Interface markup and scripts:
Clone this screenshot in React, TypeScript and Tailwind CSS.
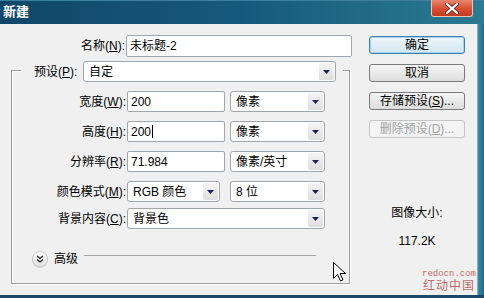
const Arrow = () => (
  <svg width="7" height="4" viewBox="0 0 7 4">
    <path d="M0 0h7L3.5 4z" fill="#1b1f5e" />
  </svg>
)

const Select = ({ value, w }: { value: string; w: string }) => (
  <div className={`flex h-[21px] ${w} items-stretch rounded-[3px] border border-[#9fa6ae] bg-white p-[1px]`}>
    <span className="flex flex-1 items-center pl-[4px] leading-none">{value}</span>
    <span className="flex w-[15px] items-center justify-center rounded-[2px] bg-gradient-to-b from-[#f4f4f4] to-[#dedede]">
      <Arrow />
    </span>
  </div>
)

const Input = ({ value, w, caret }: { value: string; w: string; caret?: boolean }) => (
  <div className={`flex h-[21px] ${w} items-center rounded-[2px] border border-[#9fa6ae] bg-white pl-[3px] leading-none`}>
    {value}
    {caret && <span className="ml-[1px] h-[13px] w-px bg-black" />}
  </div>
)

const Label = ({ text, k, rest }: { text: string; k: string; rest?: string }) => (
  <span className="w-[115px] pr-[1px] text-right">
    {text}(<span className="underline">{k}</span>){rest ?? ':'}
  </span>
)

const Btn = ({ children, focus, disabled }: { children: React.ReactNode; focus?: boolean; disabled?: boolean }) => (
  <div
    className={`flex h-[18px] w-[96px] items-center justify-center rounded-[3px] border bg-gradient-to-b leading-none ${
      focus
        ? 'border-[#3d7fb3] from-[#eef6fb] to-[#d3e6f2] shadow-[inset_0_0_0_1px_#9fd3f1]'
        : disabled
          ? 'border-[#c4c4c4] from-[#f4f4f4] to-[#f4f4f4] text-[#a3a3a3]'
          : 'border-[#7a7a7a] from-[#f6f6f6] to-[#dcdcdc]'
    }`}
  >
    {children}
  </div>
)

export default function App() {
  return (
    <div className="relative flex h-[298px] w-[484px] flex-col overflow-hidden bg-[#f0f0f0] font-['Liberation_Sans','Noto_Sans_CJK_SC',sans-serif] text-[12px] text-black">
      {/* title bar */}
      <div className="flex h-[24px] items-start bg-gradient-to-r from-[#0f476a] via-[#17597c] to-[#2a7b93] shadow-[inset_0_1px_0_#3d7f9f]">
        <span className="ml-[3px] mt-[5px] text-[13px] font-bold leading-[14px] text-white">新建</span>
        <div className="ml-auto mr-[11px] flex h-[17px] w-[42px] items-center justify-center rounded-b-[3px] border border-t-0 border-[#f2c2b4] bg-gradient-to-b from-[#e8866d] via-[#d95237] to-[#c23a22]">
          <svg width="14" height="11" viewBox="0 0 14 11">
            <path d="M2 1l10 9M12 1L2 10" stroke="#6b3328" strokeWidth="4" strokeLinecap="round" />
            <path d="M2 1l10 9M12 1L2 10" stroke="#fff" strokeWidth="2.2" strokeLinecap="round" />
          </svg>
        </div>
      </div>

      <div className="flex flex-1">
        <div className="flex flex-1">
          {/* left side */}
          <div className="w-[369px]">
            <div className="mt-[11px] flex items-center">
              <span className="w-[126px] pr-[1px] text-right">
                名称(<span className="underline">N</span>):
              </span>
              <div className="flex h-[22px] w-[226px] items-center rounded-[2px] border border-[#9fa6ae] bg-white pl-[3px] leading-none">
                未标题-2
              </div>
            </div>

            <div className="ml-[11px] mt-[13px] h-[214px] w-[339px] border border-[#9c9c9c] shadow-[inset_1px_1px_0_#fff,1px_1px_0_#fff]">
              <div className="-mt-[10px] ml-[9px] flex w-fit items-center bg-[#f0f0f0] pl-[13px] pr-[7px]">
                <span className="w-[49px]">
                  预设(<span className="underline">P</span>):
                </span>
                <Select value="自定" w="w-[253px]" />
              </div>

              <div className="mt-[9px] flex items-center">
                <Label text="宽度" k="W" />
                <Input value="200" w="w-[98px]" />
                <div className="ml-[5px]">
                  <Select value="像素" w="w-[95px]" />
                </div>
              </div>
              <div className="mt-[9px] flex items-center">
                <Label text="高度" k="H" />
                <Input value="200" w="w-[98px]" caret />
                <div className="ml-[5px]">
                  <Select value="像素" w="w-[95px]" />
                </div>
              </div>
              <div className="mt-[9px] flex items-center">
                <Label text="分辨率" k="R" />
                <Input value="71.984" w="w-[98px]" />
                <div className="ml-[5px]">
                  <Select value="像素/英寸" w="w-[95px]" />
                </div>
              </div>
              <div className="mt-[9px] flex items-center">
                <Label text="颜色模式" k="M" />
                <Select value="RGB 颜色" w="w-[93px]" />
                <div className="ml-[10px]">
                  <Select value="8 位" w="w-[95px]" />
                </div>
              </div>
              <div className="mt-[6px] flex items-center">
                <Label text="背景内容" k="C" />
                <Select value="背景色" w="w-[198px]" />
              </div>

              <div className="ml-[20px] mt-[22px] flex items-center">
                <span className="flex h-[16px] w-[16px] items-center justify-center rounded-full border border-[#c9c9c9] bg-gradient-to-b from-white to-[#e2e2e2] shadow-[0_1px_0_#d0d0d0]">
                  <svg width="8" height="8" viewBox="0 0 8 8">
                    <path d="M1 1l3 2.5L7 1M1 4.5L4 7l3-2.5" stroke="#222" strokeWidth="1.3" fill="none" />
                  </svg>
                </span>
                <span className="ml-[6px] leading-none">高级</span>
                <span className="-mt-[6px] ml-[6px] h-[2px] w-[232px] border-t border-[#a8a8a8] border-b-white" />
              </div>
            </div>
          </div>

          {/* right side */}
          <div className="flex w-[96px] flex-col items-center">
            <div className="mt-[12px] flex flex-col gap-[10px]">
              <Btn focus>确定</Btn>
              <Btn>取消</Btn>
              <Btn>
                存储预设(<span className="underline">S</span>)...
              </Btn>
              <Btn disabled>
                删除预设(<span className="underline">D</span>)...
              </Btn>
            </div>
            <span className="mt-[68px] leading-[14px]">图像大小:</span>
            <span className="mt-[14px] leading-[14px]">117.2K</span>
          </div>
        </div>
        <div className="w-[7px] border-l border-[#7fb5c6] bg-gradient-to-r from-[#3a8aa2] to-[#1f6a84]" />
      </div>
      <div className="h-[3px] bg-[#1c4a66]" />

      {/* mouse cursor */}
      <svg className="absolute left-[333px] top-[262px]" width="13" height="20" viewBox="0 0 13 20">
        <path d="M0.5 0.5v16l4-4 3 6.5 2.5-1.2-3-6.3h5.5z" fill="#fff" stroke="#000" strokeWidth="1" />
      </svg>

      {/* watermark */}
      <div className="absolute left-[422px] top-[270px] flex flex-col items-center leading-none text-[#c46a6a]">
        <span className="font-['Liberation_Mono',monospace] text-[9px]">redocn.com</span>
        <span className="mt-[1px] text-[12px] tracking-[1px]">红动中国</span>
      </div>
    </div>
  )
}
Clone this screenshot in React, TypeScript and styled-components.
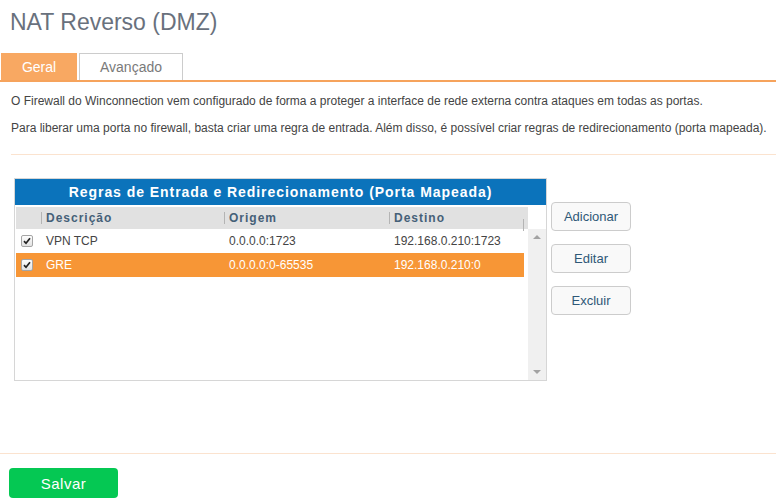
import styled, { createGlobalStyle } from 'styled-components';

const GlobalStyle = createGlobalStyle`
  body {
    margin: 0;
    background: #fff;
    font-family: "Liberation Sans", Arial, sans-serif;
  }
`;

type Rule = {
  desc: string;
  origem: string;
  destino: string;
  checked: boolean;
  selected?: boolean;
};

const rules: Rule[] = [
  { desc: 'VPN TCP', origem: '0.0.0.0:1723', destino: '192.168.0.210:1723', checked: true },
  { desc: 'GRE', origem: '0.0.0.0:0-65535', destino: '192.168.0.210:0', checked: true, selected: true },
];

function Check() {
  return (
    <CheckBox>
      <svg width='8' height='8' viewBox='0 0 8 8'>
        <path d='M1 4.2 L3 6.3 L7 1.2' fill='none' stroke='#222' strokeWidth='1.7' />
      </svg>
    </CheckBox>
  );
}

function App() {
  return (
    <Page>
      <GlobalStyle />
      <Title>NAT Reverso (DMZ)</Title>

      <TabBar>
        <Tab $active $width={76}>Geral</Tab>
        <Tab $width={104}>Avançado</Tab>
      </TabBar>

      <Content>
        <Text>
          O Firewall do Winconnection vem configurado de forma a proteger a interface de rede externa contra
          ataques em todas as portas.
        </Text>
        <Text>
          Para liberar uma porta no firewall, basta criar uma regra de entrada. Além disso, é possível criar regras
          de redirecionamento (porta mapeada).
        </Text>
        <Divider />

        <RulesArea>
          <Grid>
            <Caption>Regras de Entrada e Redirecionamento (Porta Mapeada)</Caption>
            <GridBody>
              <List>
                <HeadRow>
                  <span />
                  <HeadCell>Descrição</HeadCell>
                  <HeadCell>Origem</HeadCell>
                  <HeadCell>Destino</HeadCell>
                  <HeadCell />
                </HeadRow>
                {rules.map((r) => (
                  <Row key={r.desc} $selected={r.selected}>
                    <CheckCell>{r.checked && <Check />}</CheckCell>
                    <Cell>{r.desc}</Cell>
                    <Cell>{r.origem}</Cell>
                    <Cell>{r.destino}</Cell>
                  </Row>
                ))}
              </List>
              <ScrollBar>
                <ScrollTop />
                <Track>
                  <Arrow $up />
                  <Arrow />
                </Track>
              </ScrollBar>
            </GridBody>
          </Grid>

          <Actions>
            <ActionButton>Adicionar</ActionButton>
            <ActionButton>Editar</ActionButton>
            <ActionButton>Excluir</ActionButton>
          </Actions>
        </RulesArea>
      </Content>

      <Footer>
        <SaveButton>Salvar</SaveButton>
      </Footer>
    </Page>
  );
}

const Page = styled.div`
  width: 776px;
  height: 502px;
  overflow: hidden;
`;

const Title = styled.h1`
  margin: 0;
  box-sizing: border-box;
  height: 53px;
  padding: 11px 0 0 10px;
  font-size: 23px;
  line-height: 23px;
  font-weight: normal;
  color: #69717d;
`;

const TabBar = styled.div`
  display: flex;
  gap: 2px;
  padding-left: 1px;
  height: 29px;
  box-sizing: border-box;
  border-bottom: 2px solid #f6a35c;
`;

const Tab = styled.div<{ $active?: boolean; $width: number }>`
  width: ${(p) => p.$width}px;
  height: 27px;
  box-sizing: border-box;
  display: flex;
  align-items: center;
  justify-content: center;
  font-size: 14px;
  background: ${(p) => (p.$active ? '#f8a862' : '#fff')};
  color: ${(p) => (p.$active ? '#fff' : '#7a7a7a')};
  border: 1px solid ${(p) => (p.$active ? '#f8a862' : '#cccccc')};
  border-bottom: none;
  cursor: pointer;
`;

const Content = styled.div`
  padding: 6px 0 0 11px;
`;

const Text = styled.p`
  margin: 0;
  font-size: 12px;
  line-height: 27px;
  color: #444;
`;

const Divider = styled.div`
  margin-top: 12px;
  height: 1px;
  background: #fbe3cf;
`;

const RulesArea = styled.div`
  display: flex;
  align-items: flex-start;
  gap: 4px;
  margin: 23px 0 0 3px;
`;

const Grid = styled.div`
  width: 533px;
  height: 203px;
  box-sizing: border-box;
  border: 1px solid #d6d6d6;
  display: flex;
  flex-direction: column;
`;

const Caption = styled.div`
  height: 26px;
  background: #0b73bb;
  color: #fff;
  font-size: 14px;
  font-weight: bold;
  letter-spacing: 0.95px;
  display: flex;
  align-items: center;
  justify-content: center;
`;

const GridBody = styled.div`
  flex: 1;
  display: flex;
  padding-top: 2px;
`;

const List = styled.div`
  width: 513px;
  padding-left: 1px;
`;

const columns = '25px 183px 165px 134px 1fr';

const HeadRow = styled.div`
  display: grid;
  grid-template-columns: ${columns};
  height: 22px;
  align-items: center;
  background: #e1e1e1;
`;

const HeadCell = styled.div`
  position: relative;
  padding-left: 5px;
  font-size: 12px;
  font-weight: bold;
  letter-spacing: 1px;
  color: #456078;

  &::before {
    content: '';
    position: absolute;
    left: 0;
    top: 1px;
    width: 1px;
    height: 12px;
    background: #b4b4b4;
  }
`;

const Row = styled.div<{ $selected?: boolean }>`
  display: grid;
  grid-template-columns: ${columns};
  height: 24px;
  align-items: center;
  margin-right: 4px;
  background: ${(p) => (p.$selected ? '#f79636' : '#fff')};
  color: ${(p) => (p.$selected ? '#fff' : '#444')};
`;

const CheckCell = styled.div`
  padding-left: 5px;
  display: flex;
`;

const CheckBox = styled.span`
  width: 12px;
  height: 12px;
  box-sizing: border-box;
  border: 1px solid #a5a5a5;
  border-radius: 2px;
  background: linear-gradient(#fdfdfd, #e2e2e2);
  display: flex;
  align-items: center;
  justify-content: center;
`;

const Cell = styled.div`
  padding-left: 5px;
  font-size: 12px;
`;

const ScrollBar = styled.div`
  width: 18px;
  display: flex;
  flex-direction: column;
`;

const ScrollTop = styled.div`
  height: 22px;
  background: #fff;
`;

const Track = styled.div`
  flex: 1;
  background: #f0f0f0;
  display: flex;
  flex-direction: column;
  justify-content: space-between;
  align-items: center;
  padding: 6px 0 6px;
`;

const Arrow = styled.span<{ $up?: boolean }>`
  width: 0;
  height: 0;
  border-left: 4px solid transparent;
  border-right: 4px solid transparent;
  ${(p) => (p.$up ? 'border-bottom: 4px solid #a3a3a3;' : 'border-top: 4px solid #a3a3a3;')}
`;

const Actions = styled.div`
  display: flex;
  flex-direction: column;
  gap: 13px;
  padding-top: 24px;
`;

const ActionButton = styled.button`
  width: 80px;
  height: 29px;
  border: 1px solid #cccccc;
  border-radius: 4px;
  background: #f9f9f9;
  color: #2f5877;
  font-family: "Liberation Sans", Arial, sans-serif;
  font-size: 13px;
  cursor: pointer;
`;

const Footer = styled.div`
  margin-top: 72px;
  border-top: 1px solid #fbe3cf;
  padding: 14px 0 0 9px;
`;

const SaveButton = styled.button`
  width: 109px;
  height: 30px;
  border: none;
  border-radius: 4px;
  background: #05c853;
  color: #fff;
  font-family: "Liberation Sans", Arial, sans-serif;
  font-size: 15px;
  letter-spacing: 0.5px;
  cursor: pointer;
`;

export default App;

Task goal: Review the material and copy each line in which the word "Clone" appears.

Exercise response:
Clone this screenshot in React, TypeScript and Tailwind CSS.
Clone this screenshot in React, TypeScript and styled-components.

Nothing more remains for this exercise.